In the late afternoon we began the ascent of the Sierras, whose
sawlike points had been in sight for many miles. The dusty
fertility was all left behind, the country became rocky and
gravelly, and deeply scored by streams bearing the muddy wash of
the mountain gold mines down to the muddier Sacramento. There
were long broken ridges and deep ravines, the ridges becoming
longer, the ravines deeper, the pines thicker and larger, as we
ascended into a cool atmosphere of exquisite purity, and before 6
P.M. the last traces of cultivation and the last hardwood trees
were left behind.[1]
[1] In consequence of the unobserved omission of a date to my
letters having been pointed out to me, I take this opportunity of
stating that I traveled in Colorado in the autumn and early
winter of 1873, on my way to England from the Sandwich Islands.
The letters are a faithful picture of the country and state of
society as it then was; but friends who have returned from the
West within the last six months tell me that things are rapidly
changing, that the frame house is replacing the log cabin, and
that the footprints of elk and bighorn may be sought for in vain
on the dewy slopes of Estes Park.
I. L. B.
(Author's note to the third edition, January 16, 1880.)

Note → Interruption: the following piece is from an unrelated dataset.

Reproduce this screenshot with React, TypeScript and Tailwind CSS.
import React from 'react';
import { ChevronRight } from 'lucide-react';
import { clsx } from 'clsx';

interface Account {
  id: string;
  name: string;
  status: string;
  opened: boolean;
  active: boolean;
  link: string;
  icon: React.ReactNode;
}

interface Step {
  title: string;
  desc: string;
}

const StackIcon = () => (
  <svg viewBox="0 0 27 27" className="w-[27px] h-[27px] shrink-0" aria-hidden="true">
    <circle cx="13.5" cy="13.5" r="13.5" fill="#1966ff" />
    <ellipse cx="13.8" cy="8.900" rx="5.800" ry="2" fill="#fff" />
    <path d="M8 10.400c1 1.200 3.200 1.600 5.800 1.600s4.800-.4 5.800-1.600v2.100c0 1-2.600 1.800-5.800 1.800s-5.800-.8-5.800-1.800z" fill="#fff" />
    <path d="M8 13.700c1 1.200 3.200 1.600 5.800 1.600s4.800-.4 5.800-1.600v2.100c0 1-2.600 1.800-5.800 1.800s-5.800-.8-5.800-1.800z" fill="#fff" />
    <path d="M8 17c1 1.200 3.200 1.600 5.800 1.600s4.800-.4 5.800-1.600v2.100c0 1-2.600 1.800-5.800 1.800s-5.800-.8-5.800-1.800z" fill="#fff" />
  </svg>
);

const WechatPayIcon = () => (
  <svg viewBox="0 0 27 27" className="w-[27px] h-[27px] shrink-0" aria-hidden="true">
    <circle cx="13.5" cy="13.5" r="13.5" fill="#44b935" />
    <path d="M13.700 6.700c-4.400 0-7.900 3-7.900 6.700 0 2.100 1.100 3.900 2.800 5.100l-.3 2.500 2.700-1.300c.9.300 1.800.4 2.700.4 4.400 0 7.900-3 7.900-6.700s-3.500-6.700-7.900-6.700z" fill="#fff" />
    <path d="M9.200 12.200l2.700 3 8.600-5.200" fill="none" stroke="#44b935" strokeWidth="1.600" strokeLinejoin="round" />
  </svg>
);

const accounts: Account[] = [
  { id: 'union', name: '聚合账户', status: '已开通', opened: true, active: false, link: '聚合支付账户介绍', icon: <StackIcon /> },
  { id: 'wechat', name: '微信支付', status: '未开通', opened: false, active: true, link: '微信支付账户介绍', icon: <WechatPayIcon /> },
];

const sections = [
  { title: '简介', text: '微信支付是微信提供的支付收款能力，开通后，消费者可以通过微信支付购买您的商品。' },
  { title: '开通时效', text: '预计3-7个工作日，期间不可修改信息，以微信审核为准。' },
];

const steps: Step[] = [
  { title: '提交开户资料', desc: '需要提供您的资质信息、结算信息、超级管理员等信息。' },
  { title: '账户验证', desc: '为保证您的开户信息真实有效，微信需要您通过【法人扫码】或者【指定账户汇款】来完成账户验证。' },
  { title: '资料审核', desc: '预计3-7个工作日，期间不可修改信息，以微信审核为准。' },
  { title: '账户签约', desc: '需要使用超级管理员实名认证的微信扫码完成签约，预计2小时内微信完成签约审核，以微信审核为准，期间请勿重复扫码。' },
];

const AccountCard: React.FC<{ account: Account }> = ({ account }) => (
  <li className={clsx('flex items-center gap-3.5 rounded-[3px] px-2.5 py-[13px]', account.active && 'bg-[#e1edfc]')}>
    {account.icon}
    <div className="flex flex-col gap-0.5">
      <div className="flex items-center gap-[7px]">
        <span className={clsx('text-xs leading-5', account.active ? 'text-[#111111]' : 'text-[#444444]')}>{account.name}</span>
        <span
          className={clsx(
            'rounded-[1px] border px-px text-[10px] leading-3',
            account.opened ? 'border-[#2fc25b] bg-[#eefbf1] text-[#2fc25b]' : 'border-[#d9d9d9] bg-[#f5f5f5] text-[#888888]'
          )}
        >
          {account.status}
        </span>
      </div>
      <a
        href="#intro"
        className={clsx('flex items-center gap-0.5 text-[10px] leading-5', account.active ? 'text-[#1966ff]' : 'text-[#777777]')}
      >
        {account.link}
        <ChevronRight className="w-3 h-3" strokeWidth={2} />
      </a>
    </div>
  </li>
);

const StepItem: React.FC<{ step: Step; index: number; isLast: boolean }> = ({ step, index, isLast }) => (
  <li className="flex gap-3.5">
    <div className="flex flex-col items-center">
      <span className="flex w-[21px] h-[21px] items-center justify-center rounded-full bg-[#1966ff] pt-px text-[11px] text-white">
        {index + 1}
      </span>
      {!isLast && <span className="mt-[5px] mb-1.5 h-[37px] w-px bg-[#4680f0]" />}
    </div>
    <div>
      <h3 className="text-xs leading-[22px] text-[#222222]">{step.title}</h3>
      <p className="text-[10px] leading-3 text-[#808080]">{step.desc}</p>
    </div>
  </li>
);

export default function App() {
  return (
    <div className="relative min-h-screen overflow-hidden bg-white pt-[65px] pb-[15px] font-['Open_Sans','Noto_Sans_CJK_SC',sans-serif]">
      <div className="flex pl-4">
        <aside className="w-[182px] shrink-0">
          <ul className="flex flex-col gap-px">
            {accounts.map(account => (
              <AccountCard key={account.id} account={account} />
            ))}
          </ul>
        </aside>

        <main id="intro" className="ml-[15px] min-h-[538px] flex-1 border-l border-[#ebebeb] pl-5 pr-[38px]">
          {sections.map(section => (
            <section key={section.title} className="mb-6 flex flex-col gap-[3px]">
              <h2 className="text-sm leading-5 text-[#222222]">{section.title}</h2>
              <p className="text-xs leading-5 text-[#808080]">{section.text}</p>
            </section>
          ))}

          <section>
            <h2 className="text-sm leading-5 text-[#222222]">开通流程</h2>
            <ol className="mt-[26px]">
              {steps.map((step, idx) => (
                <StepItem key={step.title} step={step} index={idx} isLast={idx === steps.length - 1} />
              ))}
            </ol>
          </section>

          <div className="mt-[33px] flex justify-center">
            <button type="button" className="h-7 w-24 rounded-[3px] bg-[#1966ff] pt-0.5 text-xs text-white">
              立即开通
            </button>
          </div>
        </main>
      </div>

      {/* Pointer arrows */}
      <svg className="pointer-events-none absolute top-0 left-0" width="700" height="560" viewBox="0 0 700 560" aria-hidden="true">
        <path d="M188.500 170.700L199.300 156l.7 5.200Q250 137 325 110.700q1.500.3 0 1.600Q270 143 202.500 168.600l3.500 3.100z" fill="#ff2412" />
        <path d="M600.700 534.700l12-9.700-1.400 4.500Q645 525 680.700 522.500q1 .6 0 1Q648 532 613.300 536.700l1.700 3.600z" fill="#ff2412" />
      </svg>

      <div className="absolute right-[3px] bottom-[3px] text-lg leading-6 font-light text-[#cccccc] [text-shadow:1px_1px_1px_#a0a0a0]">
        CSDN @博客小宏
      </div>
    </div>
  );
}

At Colfax, a station at a height of 2,400 feet, I got out and
walked the length of the train. First came two great gaudy
engines, the Grizzly Bear and the White Fox, with their
respective tenders loaded with logs of wood, the engines with
great, solitary, reflecting lamps in front above the cow guards,
a quantity of polished brass-work, comfortable glass houses, and
well-stuffed seats for the engine-drivers. The engines and
tenders were succeeded by a baggage car, the latter loaded with
bullion and valuable parcels, and in charge of two "express
agents." Each of these cars is forty-five feet long. Then came
two cars loaded with peaches and grapes; then two "silver palace"
cars, each sixty feet long; then a smoking car, at that time
occupied mainly by Chinamen; and then five ordinary passenger
cars, with platforms like all the others, making altogether a
train about 700 feet in length.
The platforms of the four front cars were clustered over with
Digger Indians, with their squaws, children, and gear. They are
perfect savages, without any aptitude for even aboriginal
civilization, and are altogether the most degraded of the
ill-fated tribes which are dying out before the white races.

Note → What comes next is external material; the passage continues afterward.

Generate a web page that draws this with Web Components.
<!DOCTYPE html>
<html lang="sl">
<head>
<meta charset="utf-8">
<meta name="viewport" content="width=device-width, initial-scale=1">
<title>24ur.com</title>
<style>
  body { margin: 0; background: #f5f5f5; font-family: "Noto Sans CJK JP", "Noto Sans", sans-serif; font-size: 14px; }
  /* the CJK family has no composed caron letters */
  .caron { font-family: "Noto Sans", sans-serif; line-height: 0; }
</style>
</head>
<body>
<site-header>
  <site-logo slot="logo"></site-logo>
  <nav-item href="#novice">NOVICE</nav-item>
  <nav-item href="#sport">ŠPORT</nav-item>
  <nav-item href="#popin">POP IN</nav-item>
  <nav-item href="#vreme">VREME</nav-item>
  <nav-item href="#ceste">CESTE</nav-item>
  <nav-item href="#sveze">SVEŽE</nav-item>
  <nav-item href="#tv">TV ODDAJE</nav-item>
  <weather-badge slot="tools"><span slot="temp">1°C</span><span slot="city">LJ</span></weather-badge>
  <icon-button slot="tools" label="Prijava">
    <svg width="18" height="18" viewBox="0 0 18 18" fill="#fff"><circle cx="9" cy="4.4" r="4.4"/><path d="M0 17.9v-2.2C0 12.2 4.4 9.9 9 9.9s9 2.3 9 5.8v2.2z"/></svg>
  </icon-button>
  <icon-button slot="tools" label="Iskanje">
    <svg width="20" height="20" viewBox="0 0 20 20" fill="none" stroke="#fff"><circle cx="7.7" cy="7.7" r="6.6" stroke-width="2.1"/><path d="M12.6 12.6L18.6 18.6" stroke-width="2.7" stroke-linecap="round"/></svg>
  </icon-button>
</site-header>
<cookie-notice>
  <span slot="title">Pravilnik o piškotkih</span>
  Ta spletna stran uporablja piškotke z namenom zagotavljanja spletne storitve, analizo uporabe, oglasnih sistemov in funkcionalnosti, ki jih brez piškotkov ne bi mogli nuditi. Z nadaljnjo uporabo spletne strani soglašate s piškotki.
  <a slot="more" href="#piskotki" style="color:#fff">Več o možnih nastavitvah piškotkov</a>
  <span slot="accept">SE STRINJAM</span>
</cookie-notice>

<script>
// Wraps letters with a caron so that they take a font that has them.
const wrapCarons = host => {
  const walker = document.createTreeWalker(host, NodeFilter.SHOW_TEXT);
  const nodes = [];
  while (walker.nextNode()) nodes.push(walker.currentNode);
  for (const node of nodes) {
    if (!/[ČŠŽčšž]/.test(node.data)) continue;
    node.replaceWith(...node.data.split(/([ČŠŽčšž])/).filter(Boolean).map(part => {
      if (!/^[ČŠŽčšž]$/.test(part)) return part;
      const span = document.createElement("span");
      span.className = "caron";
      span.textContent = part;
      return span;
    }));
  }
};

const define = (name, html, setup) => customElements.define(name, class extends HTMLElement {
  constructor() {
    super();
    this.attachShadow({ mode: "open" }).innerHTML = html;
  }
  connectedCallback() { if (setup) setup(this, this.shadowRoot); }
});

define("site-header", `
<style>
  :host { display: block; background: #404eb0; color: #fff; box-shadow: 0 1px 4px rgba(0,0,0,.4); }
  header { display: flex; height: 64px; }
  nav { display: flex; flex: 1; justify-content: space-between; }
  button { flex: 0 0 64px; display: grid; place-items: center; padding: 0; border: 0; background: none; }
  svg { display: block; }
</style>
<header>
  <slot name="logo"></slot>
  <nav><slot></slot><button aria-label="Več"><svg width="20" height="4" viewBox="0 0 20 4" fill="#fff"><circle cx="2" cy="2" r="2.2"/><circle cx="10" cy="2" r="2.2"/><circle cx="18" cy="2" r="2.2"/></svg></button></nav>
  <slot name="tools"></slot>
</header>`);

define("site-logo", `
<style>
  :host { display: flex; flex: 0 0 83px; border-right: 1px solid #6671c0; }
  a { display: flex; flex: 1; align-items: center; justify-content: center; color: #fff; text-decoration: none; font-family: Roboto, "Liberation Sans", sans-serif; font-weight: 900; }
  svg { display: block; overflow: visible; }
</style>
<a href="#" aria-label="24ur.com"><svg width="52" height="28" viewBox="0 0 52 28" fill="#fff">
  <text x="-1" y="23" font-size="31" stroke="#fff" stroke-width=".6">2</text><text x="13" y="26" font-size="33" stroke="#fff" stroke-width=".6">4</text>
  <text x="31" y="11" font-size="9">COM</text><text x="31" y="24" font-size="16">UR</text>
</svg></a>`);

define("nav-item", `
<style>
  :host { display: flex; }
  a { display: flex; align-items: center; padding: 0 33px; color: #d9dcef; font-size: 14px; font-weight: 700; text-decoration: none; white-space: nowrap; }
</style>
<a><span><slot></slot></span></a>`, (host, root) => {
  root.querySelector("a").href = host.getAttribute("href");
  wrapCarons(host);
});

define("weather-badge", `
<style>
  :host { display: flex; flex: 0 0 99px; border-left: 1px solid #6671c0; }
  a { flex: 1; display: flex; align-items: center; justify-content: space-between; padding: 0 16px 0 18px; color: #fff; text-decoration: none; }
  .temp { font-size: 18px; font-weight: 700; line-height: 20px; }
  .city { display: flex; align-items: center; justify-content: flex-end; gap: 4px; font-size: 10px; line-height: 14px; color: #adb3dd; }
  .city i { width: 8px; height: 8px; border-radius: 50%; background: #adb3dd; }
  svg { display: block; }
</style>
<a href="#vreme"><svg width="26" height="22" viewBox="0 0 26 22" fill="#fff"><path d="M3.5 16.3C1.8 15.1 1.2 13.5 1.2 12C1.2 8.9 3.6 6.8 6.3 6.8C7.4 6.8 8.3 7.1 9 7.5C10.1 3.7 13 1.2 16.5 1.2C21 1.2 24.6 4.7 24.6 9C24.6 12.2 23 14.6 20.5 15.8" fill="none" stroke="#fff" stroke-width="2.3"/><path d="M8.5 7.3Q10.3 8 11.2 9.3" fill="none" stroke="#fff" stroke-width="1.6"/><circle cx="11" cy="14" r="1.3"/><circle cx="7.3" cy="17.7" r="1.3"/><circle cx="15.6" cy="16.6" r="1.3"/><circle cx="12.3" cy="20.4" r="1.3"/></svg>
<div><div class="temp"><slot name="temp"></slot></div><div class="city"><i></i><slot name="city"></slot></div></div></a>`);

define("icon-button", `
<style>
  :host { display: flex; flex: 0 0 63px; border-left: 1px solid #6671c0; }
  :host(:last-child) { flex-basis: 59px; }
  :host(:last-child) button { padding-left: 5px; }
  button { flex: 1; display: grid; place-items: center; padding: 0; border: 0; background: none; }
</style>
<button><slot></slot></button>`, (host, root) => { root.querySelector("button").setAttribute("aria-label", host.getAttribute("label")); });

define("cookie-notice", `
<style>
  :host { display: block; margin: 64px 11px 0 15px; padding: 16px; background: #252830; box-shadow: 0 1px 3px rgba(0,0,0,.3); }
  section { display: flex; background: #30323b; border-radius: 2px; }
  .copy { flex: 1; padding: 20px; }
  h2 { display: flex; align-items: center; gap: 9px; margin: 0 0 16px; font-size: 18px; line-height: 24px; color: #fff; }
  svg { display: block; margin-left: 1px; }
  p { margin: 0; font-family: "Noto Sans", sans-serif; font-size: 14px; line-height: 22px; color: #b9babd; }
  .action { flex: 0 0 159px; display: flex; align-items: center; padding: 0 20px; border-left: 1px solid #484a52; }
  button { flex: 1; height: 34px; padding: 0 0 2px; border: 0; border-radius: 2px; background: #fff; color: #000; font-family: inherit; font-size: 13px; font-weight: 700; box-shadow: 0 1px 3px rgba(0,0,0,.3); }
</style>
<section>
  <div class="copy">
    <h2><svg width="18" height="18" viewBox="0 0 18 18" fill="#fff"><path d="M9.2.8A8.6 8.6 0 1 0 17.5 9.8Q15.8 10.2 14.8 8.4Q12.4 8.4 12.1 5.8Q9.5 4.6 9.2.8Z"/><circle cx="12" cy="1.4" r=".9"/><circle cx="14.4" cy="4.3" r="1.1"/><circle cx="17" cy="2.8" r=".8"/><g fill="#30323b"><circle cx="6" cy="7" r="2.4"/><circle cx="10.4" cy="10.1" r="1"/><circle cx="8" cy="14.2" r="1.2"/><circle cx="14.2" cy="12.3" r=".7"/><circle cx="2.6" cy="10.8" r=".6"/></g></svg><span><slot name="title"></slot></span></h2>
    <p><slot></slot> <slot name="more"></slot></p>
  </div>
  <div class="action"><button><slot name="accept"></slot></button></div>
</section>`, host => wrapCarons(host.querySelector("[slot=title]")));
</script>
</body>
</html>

They were all very diminutive, five feet one inch being, I should
think, about the average height, with flat noses, wide mouths,
and black hair, cut straight above the eyes and hanging lank and
long at the back and sides. The squaws wore their hair thickly
plastered with pitch, and a broad band of the same across their
noses and cheeks. They carried their infants on their backs,
strapped to boards. The clothing of both sexes was a ragged,
dirty combination of coarse woolen cloth and hide, the moccasins
being unornamented. They were all hideous and filthy, and
swarming with vermin. The men carried short bows and arrows, one
of them, who appeared to be the chief, having a lynx's skin for a
quiver. A few had fishing tackle, but the bystanders said that
they lived almost entirely upon grasshoppers. They were a
most impressive incongruity in the midst of the tokens of an
omnipotent civilization.
The light of the sinking sun from that time glorified the
Sierras, and as the dew fell, aromatic odors made the still air
sweet. On a single track, sometimes carried on a narrow ledge
excavated from the mountain side by men lowered from the top in
baskets, overhanging ravines from 2,000 to 3,000 feet deep, the
monster train SNAKED its way upwards, stopping sometimes in front
of a few frame houses, at others where nothing was to be seen but
a log cabin with a few Chinamen hanging about it, but where
trails on the sides of the ravines pointed to a gold country
above and below. So sharp and frequent are the curves on some
parts of the ascent, that on looking out of the window one could
seldom see more than a part of the train at once. At Cape Horn,
where the track curves round the ledge of a precipice 2,500 feet
in depth, it is correct to be frightened, and a fashion of
holding the breath and shutting the eyes prevails, but my fears
were reserved for the crossing of a trestle bridge over a very
deep chasm, which is itself approached by a sharp curve. This
bridge appeared to be overlapped by the cars so as to produce the
effect of looking down directly into a wild gulch, with a torrent
raging along it at an immense depth below.
Shivering in the keen, frosty air near the summit pass of the
Sierras, we entered the "snow-sheds," wooden galleries, which for
about fifty miles shut out all the splendid views of the region,
as given in dioramas, not even allowing a glimpse of "the Gem of
the Sierras," the lovely Donner Lake.